▶ **SOURCE EXCERPT**
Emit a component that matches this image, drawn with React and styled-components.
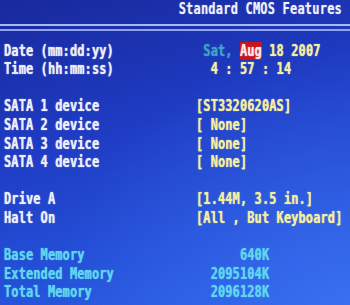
import React from 'react'
import styled, { createGlobalStyle } from 'styled-components'

const GlobalStyle = createGlobalStyle`
  html, body {
    margin: 0;
    padding: 0;
    background: #1e3cc0;
  }
  * { box-sizing: border-box; }
`

const Screen = styled.div`
  width: 350px;
  height: 305px;
  overflow: hidden;
  font-family: "DejaVu Sans Mono", "Liberation Mono", monospace;
  font-weight: bold;
  font-size: 12px;
  letter-spacing: 0.1px;
  background:
    radial-gradient(ellipse at 100% 100%, rgba(70,125,250,0.5) 0%, rgba(70,125,250,0) 60%),
    linear-gradient(165deg, #19299c 0%, #1e3bc2 38%, #2450d8 72%, #2c62e8 100%);
`

const Header = styled.div`
  display: flex;
  justify-content: flex-end;
  padding-right: 8px;
  height: 18.6px;
  line-height: 18.6px;
`

const Title = styled.span`
  display: inline-block;
  color: #eef0fa;
  letter-spacing: 0.2px;
  transform: scaleY(1.3);
  text-shadow: 0 0 1px rgba(255,255,255,0.5);
`

const Divider = styled.div`
  margin-top: 5.4px;
  height: 7px;
  border-top: 2px solid #aab8f0;
  border-bottom: 2px solid #8fa4ec;
`

const Body = styled.div`
  padding: 10.6px 0 0 4px;
`

const Row = styled.div`
  display: grid;
  grid-template-columns: 192px 1fr;
  height: 18.6px;
  line-height: 18.6px;
  white-space: pre;
`

const Gap = styled.div`
  height: 18.6px;
`

const Text = styled.span`
  display: inline-block;
  transform: scaleY(1.28);
  text-shadow: 0 0 1px currentColor;
  color: ${p => p.$tone === 'value' ? '#f2eea2' : p.$tone === 'mem' ? '#5ed6f0' : '#eceef8'};
`

const Day = styled.span`
  color: #3fa2c4;
`

const Month = styled.span`
  background: #c8141c;
  color: #fbe8e8;
`

const Item = ({ label, value, tone, valueTone = 'value' }) => (
  <Row>
    <Text $tone={tone}>{label}</Text>
    <Text $tone={valueTone}>{value}</Text>
  </Row>
)

export default function App() {
  return (
    <>
      <GlobalStyle />
      <Screen>
        <Header>
          <Title>Standard CMOS Features</Title>
        </Header>
        <Divider />
        <Body>
          <Row>
            <Text>Date (mm:dd:yy)</Text>
            <Text $tone="value"> <Day>Sat,</Day> <Month>Aug</Month> 18 2007</Text>
          </Row>
          <Item label="Time (hh:mm:ss)" value="  4 : 57 : 14" />
          <Gap />
          <Item label="SATA 1 device" value="[ST3320620AS]" />
          <Item label="SATA 2 device" value="[ None]" />
          <Item label="SATA 3 device" value="[ None]" />
          <Item label="SATA 4 device" value="[ None]" />
          <Gap />
          <Item label="Drive A" value="[1.44M, 3.5 in.]" />
          <Item label="Halt On" value="[All , But Keyboard]" />
          <Gap />
          <Item label="Base Memory" value="      640K" tone="mem" valueTone="mem" />
          <Item label="Extended Memory" value="  2095104K" tone="mem" valueTone="mem" />
          <Item label="Total Memory" value="  2096128K" tone="mem" valueTone="mem" />
        </Body>
      </Screen>
    </>
  )
}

▶ **SHORT EXERCISE**
Extract every line that has the string "React" in it.

▶ **RESPONSE**
Emit a component that matches this image, drawn with React and styled-components.
import React from 'react'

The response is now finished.